Perry has extra reason to think progressively. He’s the golf course superintendent at the Dubai Creek Golf & Yacht Club, where players tee off in some of the hottest, driest weather on the planet—more than 45ºC in high summer. The course has employed various water-saving methods, such as using efficient appliances and daily monitoring for leaks, but regardless of the climate, players still expect their courses to be unnaturally verdant.

Golf has had an image problem for decades. Not only has golf course upkeep typically consumed vast amounts of water—U.S. courses soak up 1.8 trillion litres of water a year—but it also uses pesticides to hamper inconvenient growth, with runoff into nearby waterways. Giving land over to golf courses causes loss of biodiversity, critics claim, but times are changing for a number of reasons: harsh chemicals are harder to come by these days, less watering improves the playing surface, and environmentalists are being heard.

Can golfers be convinced that a less manicured look for their course is aesthetically pleasing?

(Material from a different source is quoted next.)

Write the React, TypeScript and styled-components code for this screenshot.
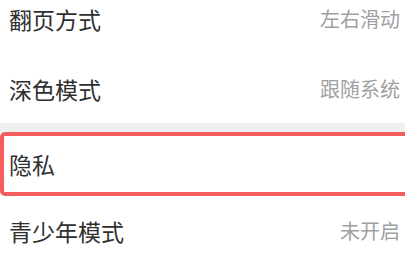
import React from 'react'
import styled, { createGlobalStyle } from 'styled-components'

const GlobalStyle = createGlobalStyle`
    html, body {
        margin: 0;
        padding: 0;
        background: #ffffff;
        overflow: hidden;
    }
    body {
        font-family: "Noto Sans CJK SC", "Noto Sans", sans-serif;
    }
`

const List = styled.div`
    width: 405px;
    margin-top: -16px;
    display: flex;
    flex-direction: column;
`

const Row = styled.div<{ $height: number; $highlight?: boolean }>`
    position: relative;
    height: ${(p) => p.$height}px;
    display: flex;
    align-items: center;
    justify-content: space-between;
    padding: 0 5px 0 9px;
    box-sizing: border-box;
    background: #ffffff;

    ${(p) =>
        p.$highlight &&
        `
        &::after {
            content: '';
            position: absolute;
            top: 0;
            bottom: 0;
            left: 0;
            right: -12px;
            border: 4px solid #f35d5d;
            border-radius: 5px;
            pointer-events: none;
        }
    `}
`

const Label = styled.span`
    font-size: 23px;
    line-height: 30px;
    color: #2f2f2f;
`

const Value = styled.span`
    font-size: 20px;
    line-height: 26px;
    color: #9f9f9f;
`

const Divider = styled.div`
    height: 9px;
    background: #eff0f0;
`

export default function App() {
    return (
        <>
            <GlobalStyle />
            <List>
                <Row $height={70}>
                    <Label>翻页方式</Label>
                    <Value>左右滑动</Value>
                </Row>
                <Row $height={69}>
                    <Label>深色模式</Label>
                    <Value>跟随系统</Value>
                </Row>
                <Divider />
                <Row $height={64} $highlight>
                    <Label>隐私</Label>
                </Row>
                <Row $height={70}>
                    <Label>青少年模式</Label>
                    <Value>未开启</Value>
                </Row>
            </List>
        </>
    )
}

More, if far from all, courses are now inclined toward green thinking. New moves include storing winter rainwater for use in the summer, building sophisticated irrigation systems, using organic fertilizers and native grasses, and using genetically modified grasses that stay greener, grow more slowly, and are more tolerant to sunlight. Nike has even developed biodegradable tees. Other practices can actually make a golf course a boon to local wildlife, especially in built-up areas.

“Interest in environmental practice seems to be wherever there is the most climatic pressure,” says Jonathan Smith, founder and executive director of the GEO Foundation, one of the leading organizations conducting ecocertification of courses around the world. (Currently, 16 courses in Canada are on their way to being certified.) “We can expect a greater use of technology to allow the phasing out of unsustainable practice altogether. That said, a lot of golf courses still don’t report on their environmental standards at all.”

Putting such standards in place can save money if the process is well managed, Smith claims. But part of the fear clubs still have about investing in environmental thinking comes from the assumption that those costs will have to be passed on to the membership. So, at the heart of the matter is whether golfers care enough. Can they be convinced that a less manicured look for their course is aesthetically pleasing?

Perhaps the golf industry will be forced to adopt certain standards—effectively, a licence to operate—much as global fisheries and forest industries. “We still get complaints that the greens aren’t looking good enough,” says Perry at Dubai Creek Golf & Yacht Club. “Some people just want very green grass with neat stripes everywhere—even in a desert.”